■ EXERCISE OBJECTIVE: Go through the material below, count the lines with the word "components", and reply with the count alone.

■ SUPPLIED DATA:
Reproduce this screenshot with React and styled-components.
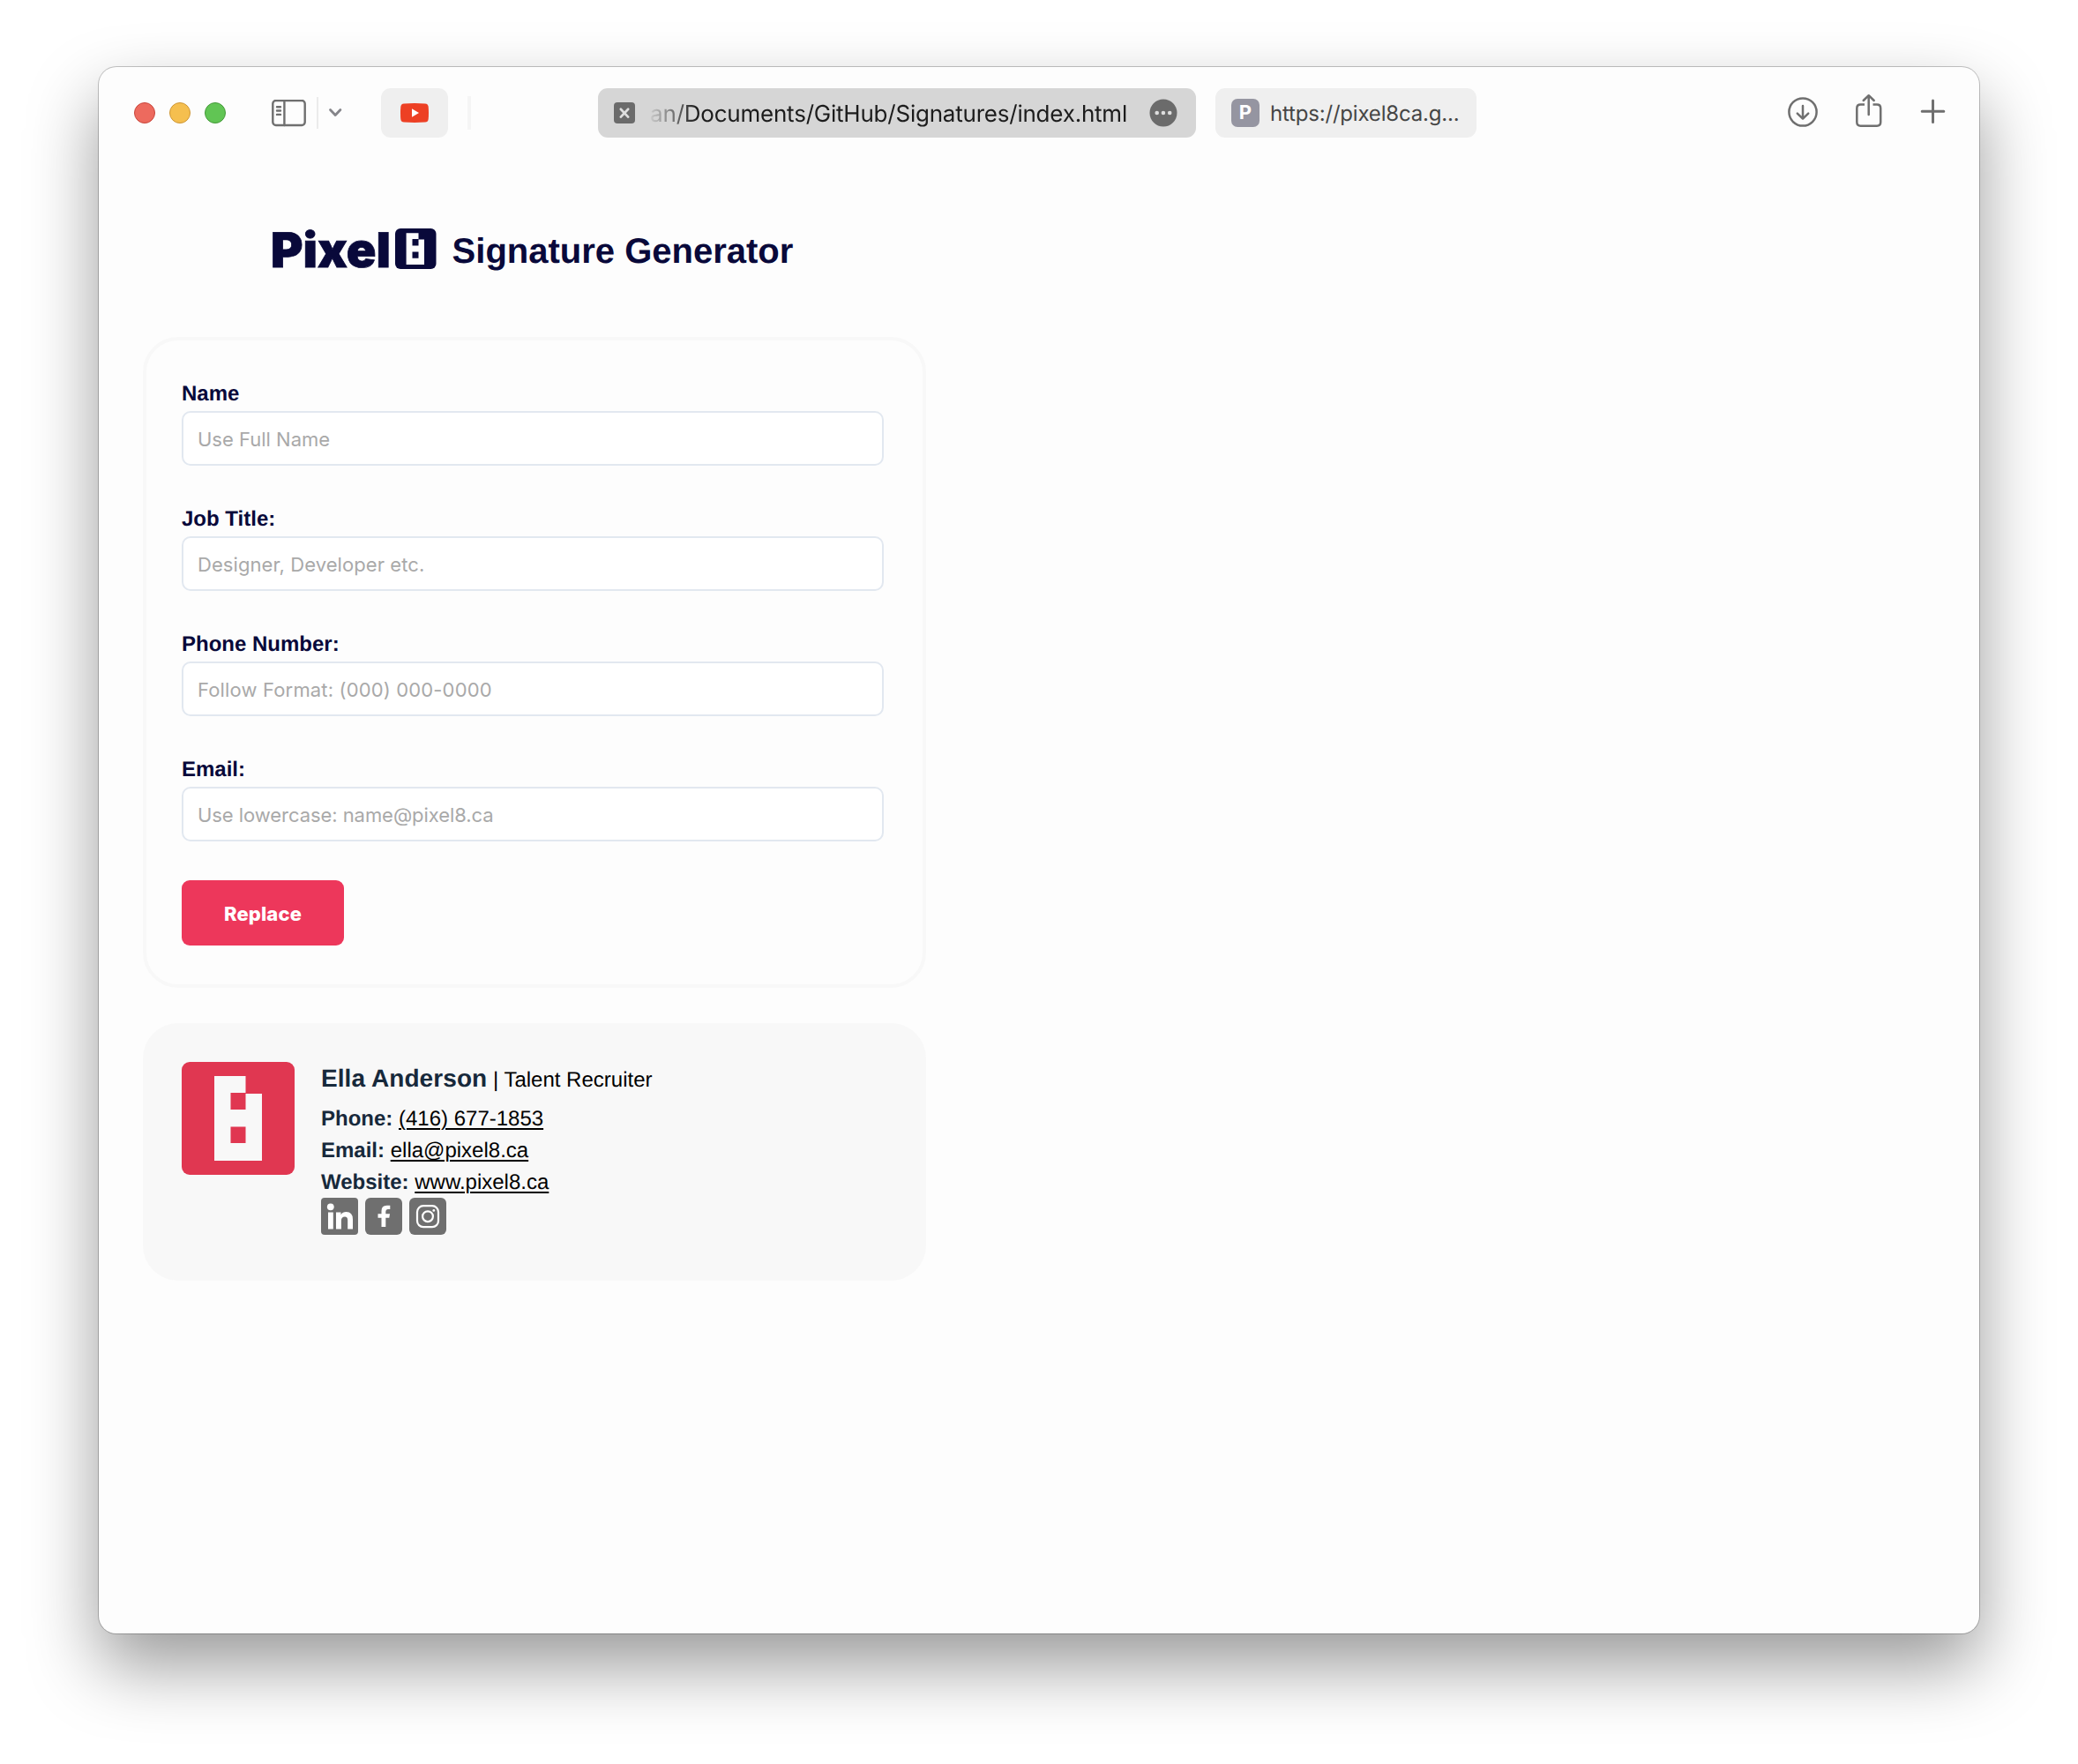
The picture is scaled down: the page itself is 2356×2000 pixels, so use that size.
import React from "react";
import styled, { createGlobalStyle, css } from "styled-components";

const ui = `Inter, "Liberation Sans", sans-serif`;
const arial = `"Liberation Sans", Arial, sans-serif`;

const GlobalStyle = createGlobalStyle`
  * { box-sizing: border-box; }
  body { margin: 0; background: #fff; text-rendering: geometricPrecision; }
`;

const Desktop = styled.div`
  width: 2356px;
  height: 2000px;
  padding: 76px 112px 148px;
  overflow: hidden;
`;

const Window = styled.div`
  height: 1776px;
  border-radius: 20px;
  background: #fdfdfd;
  box-shadow: 0 0 0 1px rgba(0, 0, 0, 0.22), 0 37px 80px rgba(0, 0, 0, 0.4);
`;

const Toolbar = styled.header`
  height: 104px;
  display: flex;
  align-items: center;
  padding: 0 38px 0 40px;
  font-family: ${ui};
`;

const Lights = styled.div`
  display: flex;
  gap: 16px;
`;

const Light = styled.span`
  width: 24px;
  height: 24px;
  border-radius: 50%;
  background: ${(p) => p.$fill};
  border: 1px solid ${(p) => p.$edge};
`;

const Divider = styled.span`
  width: ${(p) => p.$w}px;
  height: ${(p) => p.$h}px;
  background: ${(p) => p.$color};
`;

const SidebarGroup = styled.div`
  display: flex;
  align-items: center;
  margin-left: 52px;
  width: 80px;
  justify-content: space-between;
`;

const PinnedTab = styled.div`
  width: 76px;
  height: 56px;
  margin: 0 22px 0 44px;
  border-radius: 11px;
  background: #efefef;
  display: flex;
  align-items: center;
  justify-content: center;
`;

const Tab = styled.div`
  height: 56px;
  border-radius: 11px;
  display: flex;
  align-items: center;
  white-space: nowrap;
  ${(p) =>
    p.$active
      ? css`
          width: 678px;
          margin-left: 144px;
          padding: 0 21px 0 18px;
          background: #d6d6d6;
        `
      : css`
          width: 296px;
          margin-left: 22px;
          padding: 0 18px;
          background: #efefef;
        `}
`;

const Address = styled.span`
  flex: 1;
  display: flex;
  justify-content: flex-end;
  margin: 4px 25px 0 14px;
  font-size: 26px;
  line-height: 36px;
  letter-spacing: -0.22px;
  color: #1c1c1c;
  mask-image: linear-gradient(to right, transparent 0, #000 56px);
`;

const TabTitle = styled.span`
  margin: 1px 0 0 12px;
  font-size: 24px;
  line-height: 36px;
  letter-spacing: -0.19px;
  color: #454545;
`;

const Favicon = styled.span`
  width: 32px;
  height: 32px;
  border-radius: 7px;
  background: #9595a1;
  color: #fff;
  font-size: 22px;
  font-weight: 700;
  line-height: 33px;
  text-align: center;
`;

const Actions = styled.div`
  margin-left: auto;
  display: flex;
  align-items: center;
`;

const Page = styled.main`
  width: 938px;
  padding: 74px 0 0 50px;
  font-family: ${arial};
`;

const Heading = styled.h1`
  margin: 0;
  height: 54px;
  padding: 0 3px 0 0;
  display: flex;
  justify-content: center;
  gap: 18px;
  font-size: 40px;
  line-height: 62px;
  font-weight: 700;
  color: #09093a;
  white-space: nowrap;
`;

const FormCard = styled.form`
  margin-top: 74px;
  height: 738px;
  padding: 41px 44px 0 40px;
  border: 4px solid #f8f8f8;
  border-radius: 40px;
`;

const Field = styled.label`
  display: block;
  height: 142px;
  font-size: 24px;
  line-height: 40px;
  font-weight: 700;
  color: #09093a;
`;

const Input = styled.input`
  display: block;
  width: 100%;
  height: 62px;
  margin-top: -1px;
  padding: 2px 16px 0;
  border: 2px solid #e2e8f0;
  border-radius: 10px;
  background: #fff;
  font-family: ${ui};
  font-size: 22px;
  letter-spacing: ${(p) => p.$track}px;
  outline: none;
  &::placeholder { color: #a9a9a9; opacity: 1; }
`;

const Submit = styled.button`
  display: block;
  width: 184px;
  height: 74px;
  margin-top: 3px;
  padding: 2px 0 0;
  border: 0;
  border-radius: 9px;
  background: #ed375b;
  color: #fff;
  font-family: ${ui};
  font-size: 22px;
  font-weight: 800;
  letter-spacing: 0.15px;
`;

const SignatureCard = styled.section`
  margin-top: 40px;
  height: 292px;
  padding: 44px;
  border-radius: 40px;
  background: #f8f8f8;
  display: flex;
  gap: 30px;
`;

const Details = styled.div`
  padding-top: 1px;
  font-size: 24px;
  line-height: 36px;
  color: #000;
  white-space: nowrap;
`;

const Person = styled.div`
  height: 46px;
  line-height: 36px;
`;

const Strong = styled.strong`
  color: #17293b;
  font-size: ${(p) => (p.$large ? 28 : 24)}px;
  letter-spacing: ${(p) => (p.$large ? 0.08 : 0)}px;
`;

const Link = styled.a`
  color: #000;
  text-decoration: underline;
  text-decoration-thickness: 1.5px;
  text-underline-offset: 3px;
`;

const Socials = styled.div`
  margin-top: -1px;
  display: flex;
  gap: 8px;
`;

const SoftGlyph = styled.g`
  filter: blur(0.6px);
`;

const Logo = styled.svg`
  overflow: visible;
  flex: none;
`;

const BrandLogo = () => (
  <Logo width="185" height="52" viewBox="0 0 185 52">
    <text x="-3" y="48.500" fontFamily="Inter, sans-serif" fontWeight="900" fontSize="54.500" textLength="136" lengthAdjust="spacingAndGlyphs" fill="#09093a" stroke="#09093a" strokeWidth="0.800">Pixel</text>
    <rect x="138" y="5" width="46.500" height="46" rx="6" fill="#09093a" />
    <path fill="#fdfdfd" fillRule="evenodd" d="M150.600 10.300H164.500V17.600H171V46H150.600ZM157.500 17V24.500H164.500V17ZM157.500 31.600V38.700H164.500V31.600Z" />
  </Logo>
);

const SignatureLogo = () => (
  <svg width="128" height="128" viewBox="0 0 128 128">
    <rect width="128" height="128" rx="9" fill="#e03751" />
    <path fill="#f8f8f8" fillRule="evenodd" d="M37 16H72.500V36H91V112H37ZM55.500 35V54H72.500V35ZM55.500 73.500V92H72.500V73.500Z" />
  </svg>
);

const SidebarIcon = () => (
  <svg width="39" height="31" viewBox="0 0 39 31" fill="none" stroke="#6f6f6f" strokeWidth="2.400" strokeLinecap="round">
    <rect x="1.300" y="1" width="36.400" height="28" rx="3.500" />
    <path d="M14.400 1.200V29M6 8.200H10M6 12.500H10M6 16.900H10" />
  </svg>
);

const ChevronIcon = () => (
  <svg width="16" height="12" viewBox="0 0 16 12" fill="none" stroke="#85858a" strokeWidth="2.800" strokeLinecap="round" strokeLinejoin="round">
    <path d="M2.500 2.500L8.200 8.500L13.900 2.500" />
  </svg>
);

const YoutubeIcon = () => (
  <svg width="32" height="22" viewBox="0 0 32 22">
    <path d="M4 .4Q16-.4 28 .4Q31.400.8 31.700 4Q32.300 11 31.700 18Q31.400 21.200 28 21.600Q16 22.400 4 21.600Q.6 21.200.3 18Q-.3 11 .3 4Q.6.800 4 .4Z" fill="#ed4024" />
    <path d="M13 6.200L21 11L13 15.800Z" fill="#fff" />
  </svg>
);

const CloseIcon = () => (
  <svg width="24" height="24" viewBox="0 0 24 24">
    <rect width="24" height="24" rx="4" fill="#6b6b6b" />
    <path d="M7.800 7.800L16.200 16.600M16.200 7.800L7.800 16.600" stroke="#dedede" strokeWidth="2.700" strokeLinecap="round" />
  </svg>
);

const MoreIcon = () => (
  <svg width="32" height="32" viewBox="0 0 32 32">
    <circle cx="16" cy="16" r="15.500" fill="#6b6b6b" />
    <g fill="#dedede">
      <circle cx="8.700" cy="16" r="2.300" />
      <circle cx="15.900" cy="16" r="2.300" />
      <circle cx="23.200" cy="16" r="2.300" />
    </g>
  </svg>
);

const ActionIcons = () => (
  <svg width="180" height="44" viewBox="0 0 180 44" fill="none" stroke="#6f6f6f" strokeWidth="2.500" strokeLinecap="round" strokeLinejoin="round">
    <circle cx="18" cy="21" r="15.600" />
    <path d="M18 14V28.500M11.800 22.700L18 28.700L24.200 22.700" />
    <path strokeLinecap="butt" d="M88 12.600H83.500Q79.300 12.600 79.300 16.800V32.600Q79.300 36.800 83.500 36.800H102Q106.200 36.800 106.200 32.600V16.800Q106.200 12.600 102 12.600H97.500" />
    <path d="M92.700 24V2.800M86.700 8L92.700 2.200L98.700 8" />
    <path d="M165.500 8V32.500M153.200 20.300H177.800" strokeWidth="3" />
  </svg>
);

const SocialIcon = ({ kind }) => (
  <svg width="42" height="42" viewBox="0 0 42 42">
    <rect width="42" height="42" rx={kind === "in" ? 4 : 6} fill="#6f6f6f" />
    {kind === "in" && (
      <SoftGlyph fill="#fff">
        <circle cx="10.800" cy="10.300" r="3.900" />
        <path d="M8 16.500H13.800V35.500H8ZM17 16.500H22.500V19.200Q24.500 16 28.500 16Q36 16 36 24.500V35.500H30.200V25.500Q30.200 21.500 27 21.500Q22.900 21.500 22.900 26V35.500H17Z" />
      </SoftGlyph>
    )}
    {kind === "fb" && (
      <path fill="#fff" d="M18.500 33V22.800H14.500V18.300H18.500V15Q18.500 8.700 24.500 8.700H28.300V13H25.700Q23.300 13 23.300 15.500V18.300H28L27.300 22.800H23.300V33Z" />
    )}
    {kind === "ig" && (
      <g fill="none" stroke="#fff" strokeWidth="2.200">
        <rect x="9" y="9.200" width="24" height="24" rx="7" />
        <circle cx="21" cy="21.200" r="5.900" />
        <circle cx="27.800" cy="14.400" r="1.400" fill="#fff" stroke="none" />
      </g>
    )}
  </svg>
);

const fields = [
  { label: "Name", hint: "Use Full Name", track: 0 },
  { label: "Job Title:", hint: "Designer, Developer etc.", track: 0.08 },
  { label: "Phone Number:", hint: "Follow Format: (000) 000-0000", track: 0.15 },
  { label: "Email:", hint: "Use lowercase: name@pixel8.ca", track: -0.06 },
];

const contacts = [
  ["Phone:", "(416) 677-1853"],
  ["Email:", "ella@pixel8.ca"],
  ["Website:", "www.pixel8.ca"],
];

export default function App() {
  return (
    <Desktop>
      <GlobalStyle />
      <Window>
        <Toolbar>
          <Lights>
            <Light $fill="#ed6a5e" $edge="#c9463c" />
            <Light $fill="#f5bf4f" $edge="#cf9736" />
            <Light $fill="#61c554" $edge="#459a3a" />
          </Lights>
          <SidebarGroup>
            <SidebarIcon />
            <Divider $w={2} $h={36} $color="#ebebeb" />
            <ChevronIcon />
          </SidebarGroup>
          <PinnedTab><YoutubeIcon /></PinnedTab>
          <Divider $w={4} $h={38} $color="#f5f5f5" />
          <Tab $active>
            <CloseIcon />
            <Address>an/Documents/GitHub/Signatures/index.html</Address>
            <MoreIcon />
          </Tab>
          <Tab>
            <Favicon>P</Favicon>
            <TabTitle>https://pixel8ca.g...</TabTitle>
          </Tab>
          <Actions><ActionIcons /></Actions>
        </Toolbar>
        <Page>
          <Heading><BrandLogo />Signature Generator</Heading>
          <FormCard>
            {fields.map(({ label, hint, track }) => (
              <Field key={label}>
                {label}
                <Input placeholder={hint} $track={track} />
              </Field>
            ))}
            <Submit type="button">Replace</Submit>
          </FormCard>
          <SignatureCard>
            <SignatureLogo />
            <Details>
              <Person><Strong $large>Ella Anderson</Strong> | Talent Recruiter</Person>
              {contacts.map(([label, value]) => (
                <div key={label}><Strong>{label}</Strong> <Link>{value}</Link></div>
              ))}
              <Socials>
                <SocialIcon kind="in" />
                <SocialIcon kind="fb" />
                <SocialIcon kind="ig" />
              </Socials>
            </Details>
          </SignatureCard>
        </Page>
      </Window>
    </Desktop>
  );
}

■ THE REPLY: 2